* Begin MATERIAL PROVIDED *
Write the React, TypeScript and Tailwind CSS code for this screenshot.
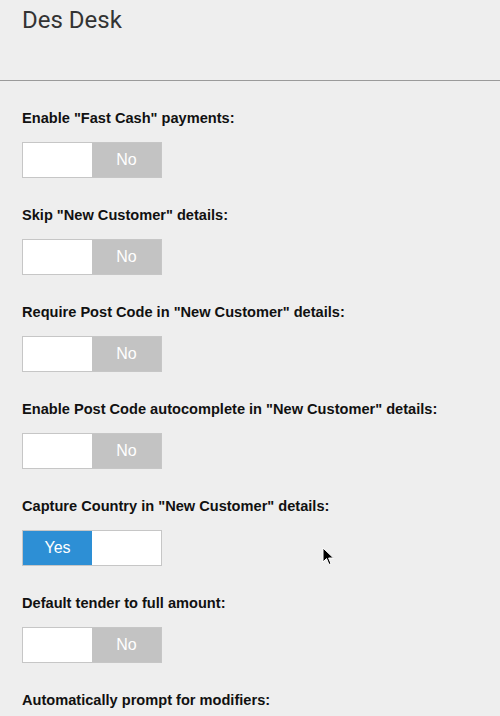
import React from "react";

const items: { label: string; on: boolean }[] = [
  { label: 'Enable "Fast Cash" payments:', on: false },
  { label: 'Skip "New Customer" details:', on: false },
  { label: 'Require Post Code in "New Customer" details:', on: false },
  { label: 'Enable Post Code autocomplete in "New Customer" details:', on: false },
  { label: 'Capture Country in "New Customer" details:', on: true },
  { label: "Default tender to full amount:", on: false },
  { label: "Automatically prompt for modifiers:", on: false },
];

const sans = { fontFamily: "'Liberation Sans', Arial, sans-serif" };

function Toggle({ on }: { on: boolean }) {
  return (
    <div className="flex w-[140px] h-[36px] border border-[#c6c6c6] bg-white" style={sans}>
      {on ? (
        <>
          <div className="w-[69px] h-full bg-[#2d8fd5] flex items-center justify-center text-white text-[16px]">Yes</div>
          <div className="flex-1 bg-white" />
        </>
      ) : (
        <>
          <div className="w-[69px] h-full bg-white" />
          <div className="flex-1 bg-[#c3c3c3] flex items-center justify-center text-white text-[16px]">No</div>
        </>
      )}
    </div>
  );
}

export default function App() {
  return (
    <div className="relative w-[500px] h-[716px] overflow-hidden bg-[#eeeeee] text-[#111]">
      <div className="h-[81px] border-b border-[#9a9a9a] px-[22px] pt-[4px]">
        <h1
          className="text-[24px] leading-[32px] text-[#333]"
          style={{ fontFamily: "Roboto, 'Liberation Sans', Arial, sans-serif" }}
        >
          Des Desk
        </h1>
      </div>
      <div className="px-[22px] pt-[27px] flex flex-col" style={sans}>
        {items.map((it, i) => (
          <div key={i} className="flex flex-col h-[97px]">
            <div className="text-[14.6px] font-bold leading-[20px] text-[#111] whitespace-nowrap">{it.label}</div>
            <div className="mt-[14px]">
              <Toggle on={it.on} />
            </div>
          </div>
        ))}
      </div>
      <svg className="absolute left-[322px] top-[547px]" width="14" height="20" viewBox="0 0 14 20">
        <path d="M1 1 L1 15 L4.5 11.5 L7 17.5 L9 16.6 L6.6 11 L11.5 11 Z" fill="#000" stroke="#fff" strokeWidth="1" />
      </svg>
    </div>
  );
}
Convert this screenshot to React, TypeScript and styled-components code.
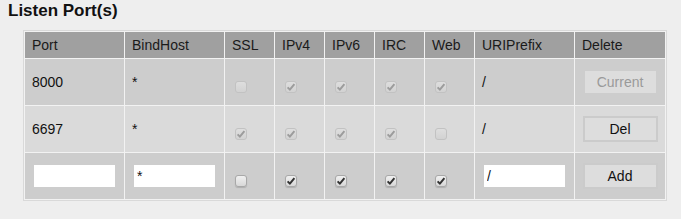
* End MATERIAL PROVIDED *
### TO DO:
What is needed is an exact reproduction of the data, pictures excluded.

### EXERCISE ANSWER:
Write the React, TypeScript and Tailwind CSS code for this screenshot.
import React from "react";

const items: { label: string; on: boolean }[] = [
  { label: 'Enable "Fast Cash" payments:', on: false },
  { label: 'Skip "New Customer" details:', on: false },
  { label: 'Require Post Code in "New Customer" details:', on: false },
  { label: 'Enable Post Code autocomplete in "New Customer" details:', on: false },
  { label: 'Capture Country in "New Customer" details:', on: true },
  { label: "Default tender to full amount:", on: false },
  { label: "Automatically prompt for modifiers:", on: false },
];

const sans = { fontFamily: "'Liberation Sans', Arial, sans-serif" };

function Toggle({ on }: { on: boolean }) {
  return (
    <div className="flex w-[140px] h-[36px] border border-[#c6c6c6] bg-white" style={sans}>
      {on ? (
        <>
          <div className="w-[69px] h-full bg-[#2d8fd5] flex items-center justify-center text-white text-[16px]">Yes</div>
          <div className="flex-1 bg-white" />
        </>
      ) : (
        <>
          <div className="w-[69px] h-full bg-white" />
          <div className="flex-1 bg-[#c3c3c3] flex items-center justify-center text-white text-[16px]">No</div>
        </>
      )}
    </div>
  );
}

export default function App() {
  return (
    <div className="relative w-[500px] h-[716px] overflow-hidden bg-[#eeeeee] text-[#111]">
      <div className="h-[81px] border-b border-[#9a9a9a] px-[22px] pt-[4px]">
        <h1
          className="text-[24px] leading-[32px] text-[#333]"
          style={{ fontFamily: "Roboto, 'Liberation Sans', Arial, sans-serif" }}
        >
          Des Desk
        </h1>
      </div>
      <div className="px-[22px] pt-[27px] flex flex-col" style={sans}>
        {items.map((it, i) => (
          <div key={i} className="flex flex-col h-[97px]">
            <div className="text-[14.6px] font-bold leading-[20px] text-[#111] whitespace-nowrap">{it.label}</div>
            <div className="mt-[14px]">
              <Toggle on={it.on} />
            </div>
          </div>
        ))}
      </div>
      <svg className="absolute left-[322px] top-[547px]" width="14" height="20" viewBox="0 0 14 20">
        <path d="M1 1 L1 15 L4.5 11.5 L7 17.5 L9 16.6 L6.6 11 L11.5 11 Z" fill="#000" stroke="#fff" strokeWidth="1" />
      </svg>
    </div>
  );
}
Convert this screenshot to React, TypeScript and styled-components code.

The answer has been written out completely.